La colpa e il suo senso ci isolano
come la parola senza la sua lingua
(Roberto Marconi, 2021)
“Il chiaro del bosco è un centro nel quale non
sempre è possibile entrare; lo si osserva dal
limite e la comparsa di alcune impronte di
animali non aiuta a compiere tale passo”.
María Zambrano
È un romanzo circolare quello di Tomerini e Lagazzi “L’isola della colpa” (Passigli Editore 2020) come l’iter di un essere umano: in conclusione si ritorna, anche solo con la mente, all’incipit: “Ci sono cose che devi fare, anche se ti costano il sangue”. Perché vivendo si muore ai contrasti (chiamateli come volete: giorno e notte, bene e male, yin e yang, ecc.), come il grande abbraccio del muro bianco di un convento, dove si svolge principalmente questo consistente racconto (il luogo è dedicato a Sant’Anastasia, da una ricerca scopro che il nome vuol dire “colei che nasce a nuova vita” come vorrebbe la Resurrezione e proprio ora porto a compimento quanto scritto, dove il 15 aprile è della venerata l’onomastico), anche se per le vicende che si susseguono e per la forte transitorietà lo spazio primariamente sembra più un tempio, il quale può affrancare o all’opposto rabbuiare/abbacinare di riflesso col sole (tale da tentare di spegner ad esempio la speranza d’un raccolto). Tra fede e incredulità, nel libro, si leggono storie che spaginano le vite degli interpreti, i quali sono in continua visita alle istanze sostanziali e insolute dell’esistenza che l’ascolto, la contemplazione, tra certezze e tentennamenti, diventano capitali.

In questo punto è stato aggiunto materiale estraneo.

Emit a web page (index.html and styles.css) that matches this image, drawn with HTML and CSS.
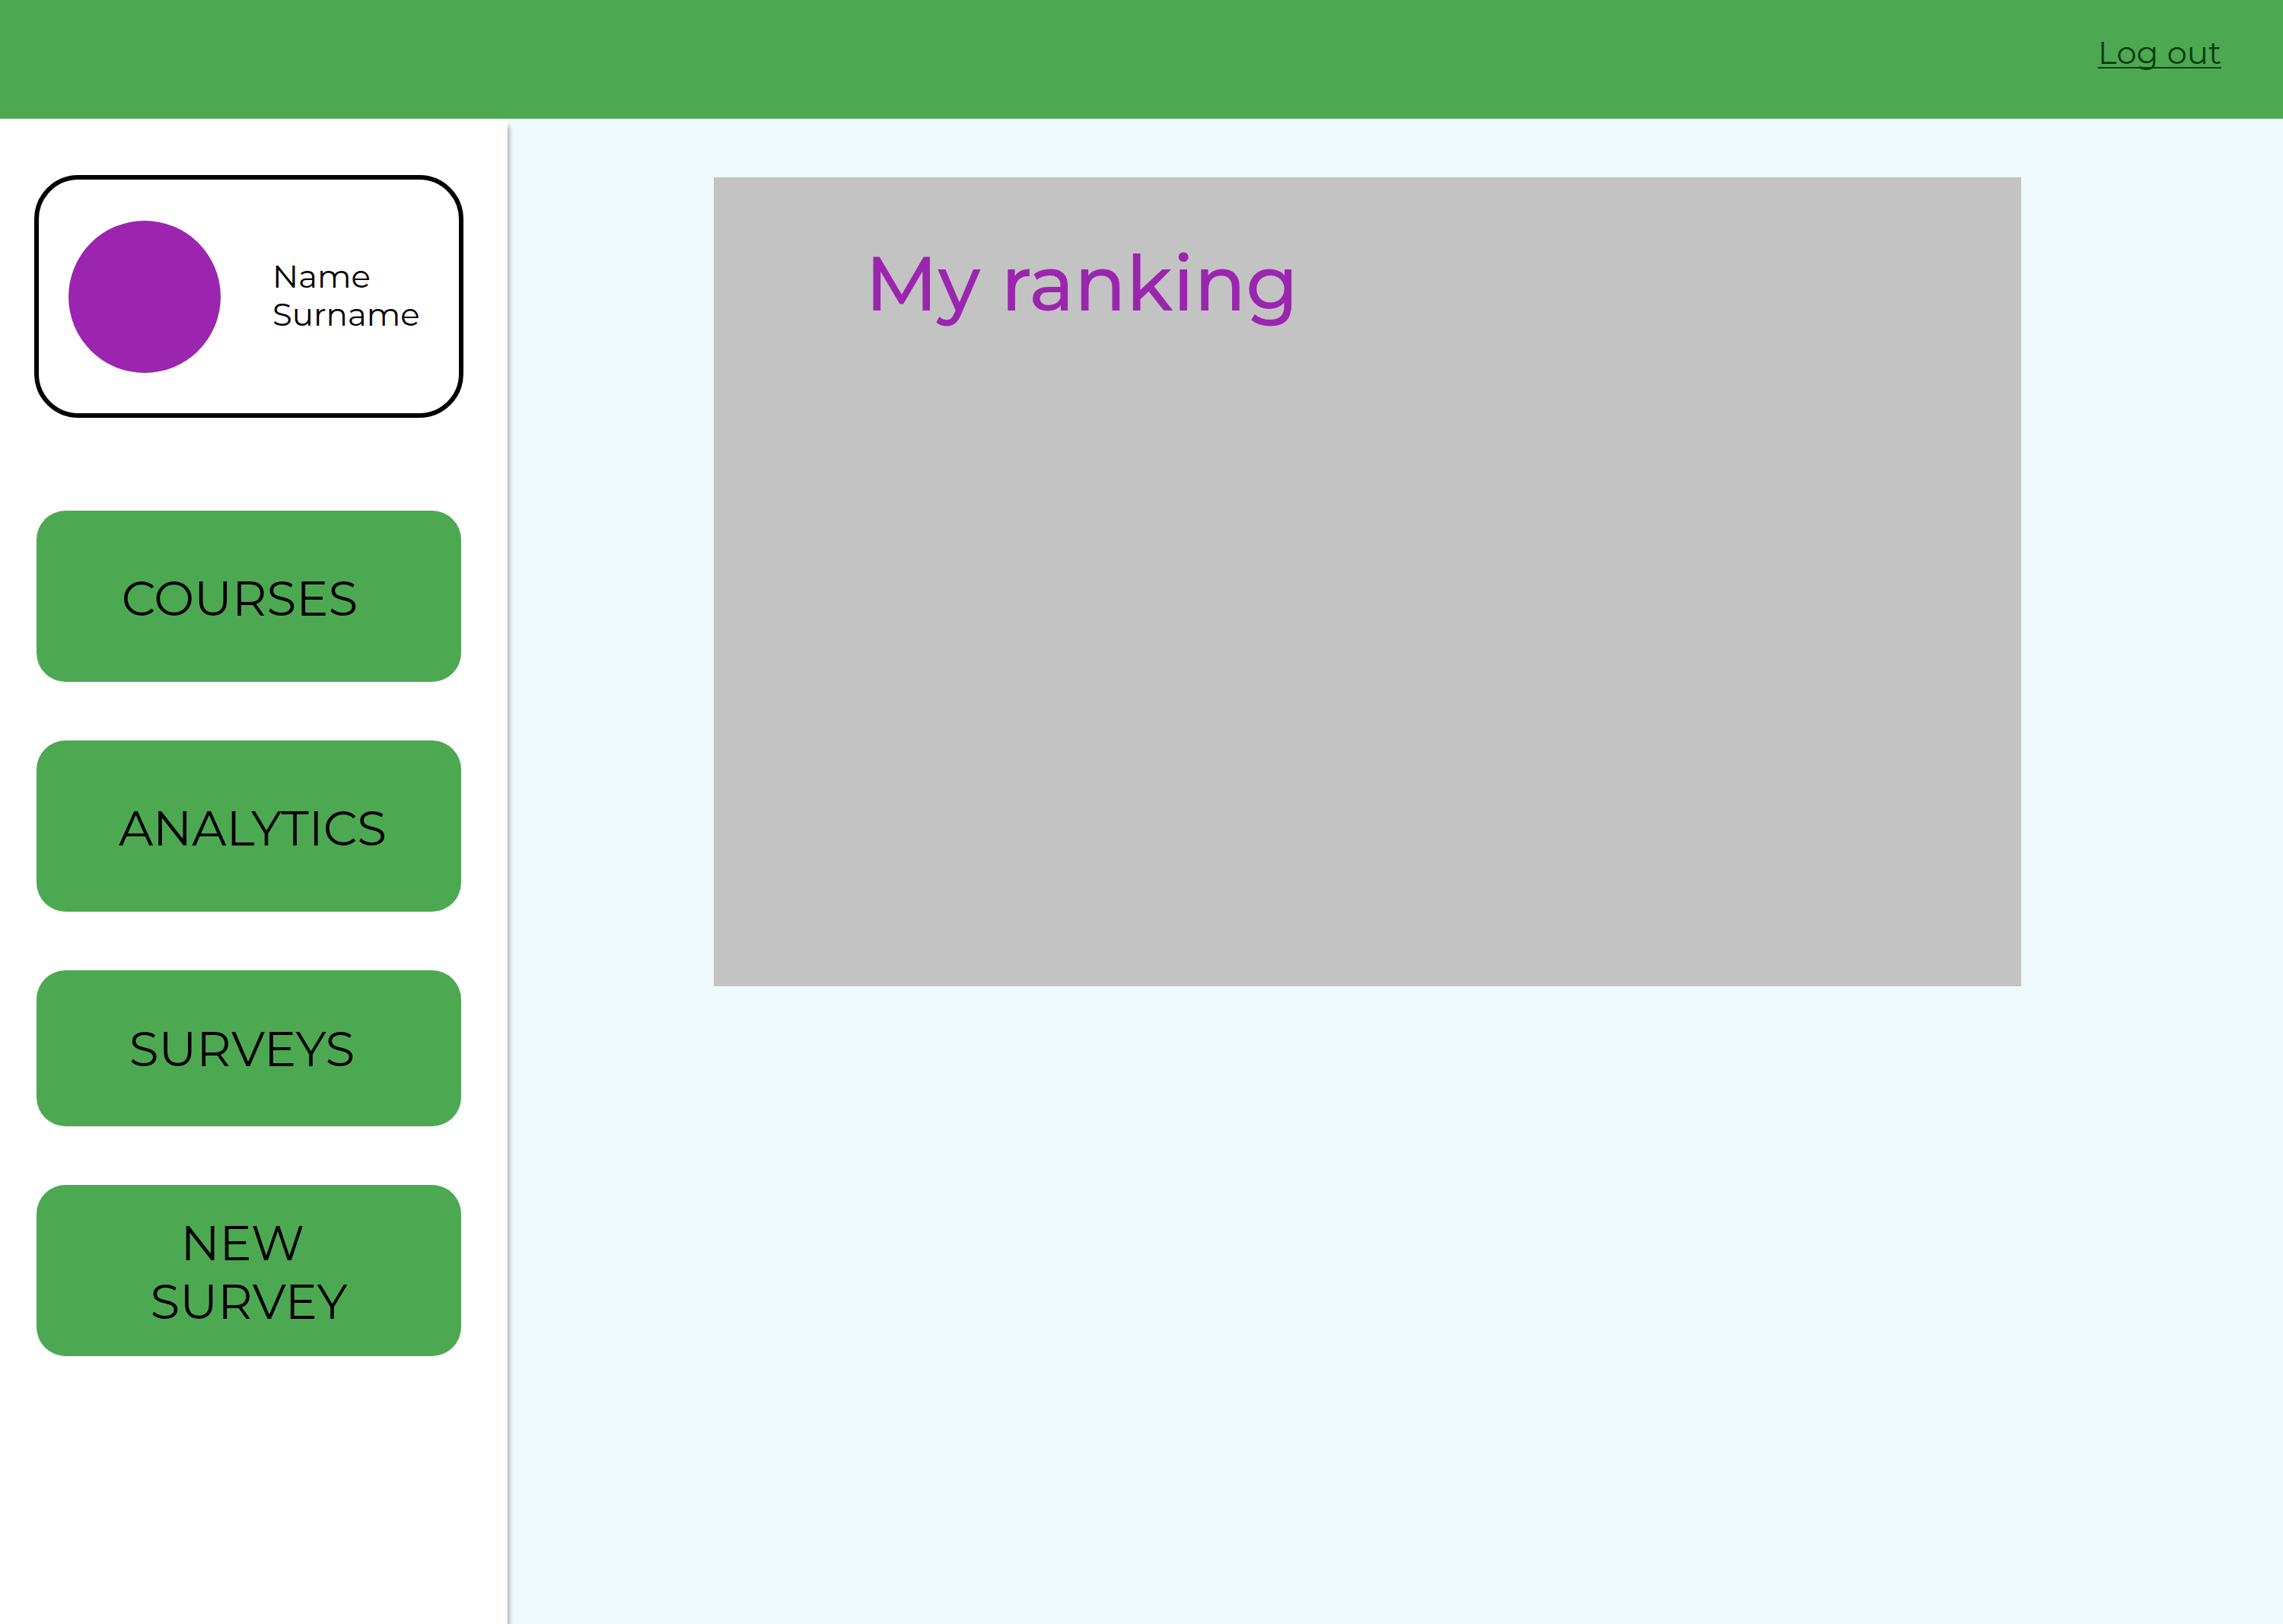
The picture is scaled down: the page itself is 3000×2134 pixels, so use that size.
FILE: index.html
```html
<!DOCTYPE html>
<html lang="en">
<head>
  <meta charset="utf-8">
  <meta name="viewport" content="width=device-width, initial-scale=1">
  <title>My ranking</title>
  <link rel="stylesheet" href="styles.css">
</head>
<body>
  <div class="page">
    <header class="topbar">
      <a class="logout" href="#logout">Log out</a>
    </header>
    <div class="layout">
      <aside class="sidebar">
        <section class="profile">
          <div class="avatar"></div>
          <p class="profile-name">Name<br>Surname</p>
        </section>
        <nav class="menu">
          <a class="menu-item menu-item-courses" href="#courses">COURSES</a>
          <a class="menu-item menu-item-analytics" href="#analytics">ANALYTICS</a>
          <a class="menu-item menu-item-surveys" href="#surveys">SURVEYS</a>
          <a class="menu-item menu-item-new" href="#new-survey">NEW 
SURVEY</a>
        </nav>
      </aside>
      <main class="content">
        <section class="ranking">
          <h1 class="ranking-title">My ranking</h1>
        </section>
      </main>
    </div>
  </div>
</body>
</html>
```
FILE: styles.css
```css
* {
  box-sizing: border-box;
}

body {
  margin: 0;
  font-family: Montserrat, Inter, sans-serif;
  color: #000;
  background: #f0f9fc;
}

.page {
  display: flex;
  flex-direction: column;
  min-height: 100vh;
}

.topbar {
  position: relative;
  z-index: 1;
  display: flex;
  justify-content: flex-end;
  min-height: 156px;
  padding: 44px 81px;
  background: #4da951;
}

.logout {
  font-size: 42px;
  line-height: 50px;
  color: #0a3d10;
  text-decoration-thickness: 2px;
  text-underline-offset: 4px;
  text-decoration-skip-ink: none;
}

.layout {
  display: grid;
  flex: 1;
  grid-template-columns: 667px 1fr;
}

.sidebar {
  display: flex;
  flex-direction: column;
  gap: 122px;
  padding: 74px 58px 74px 45px;
  background: #fff;
  box-shadow: 2px 10px 6px rgba(0, 0, 0, 0.35);
}

.profile {
  display: flex;
  align-items: center;
  gap: 68px;
  height: 319px;
  padding: 0 39px;
  border: 6px solid #000;
  border-radius: 58px;
}

.avatar {
  flex: none;
  width: 200px;
  height: 200px;
  border-radius: 50%;
  background: #9b25af;
}

.profile-name {
  margin: 0;
  padding-bottom: 4px;
  font-size: 42px;
  line-height: 50px;
}

.menu {
  display: flex;
  flex-direction: column;
  gap: 77px;
  padding: 0 3px;
}

.menu-item {
  display: flex;
  align-items: center;
  justify-content: center;
  min-height: 225px;
  padding-top: 6px;
  border-radius: 38px;
  background: #4da951;
  color: #000;
  font-size: 63px;
  line-height: 77px;
  text-align: center;
  text-decoration: none;
  white-space: pre;
}

.menu-item-courses {
  padding-right: 24px;
}

.menu-item-analytics {
  padding-left: 10px;
}

.menu-item-surveys {
  min-height: 205px;
  padding-top: 2px;
  padding-right: 18px;
}

.menu-item-new {
  padding-top: 4px;
}

.content {
  padding: 77px 344px 77px 271px;
}

.ranking {
  min-height: 1063px;
  padding: 78px 199px;
  background: #c3c3c3;
}

.ranking-title {
  margin: 0;
  font-size: 100px;
  font-weight: 500;
  line-height: 122px;
  color: #9b25af;
}
```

In un passo un protagonista afferma la grande difficoltà a credere ma “è meraviglioso osservare come gli esseri votati al sacro abbiano cercato di racchiudere in templi, celle o cappelle, in sale o cripte vibranti dell’eco di campane o di gong, inchiostri o eremi, in apsidi, sacrestie o battisteri ciò a cui non si può alludere nemmeno con le idee più acute della filosofia o con le metafore più audaci della poesia perché forse non è altro che il respiro della verità inattingibile”.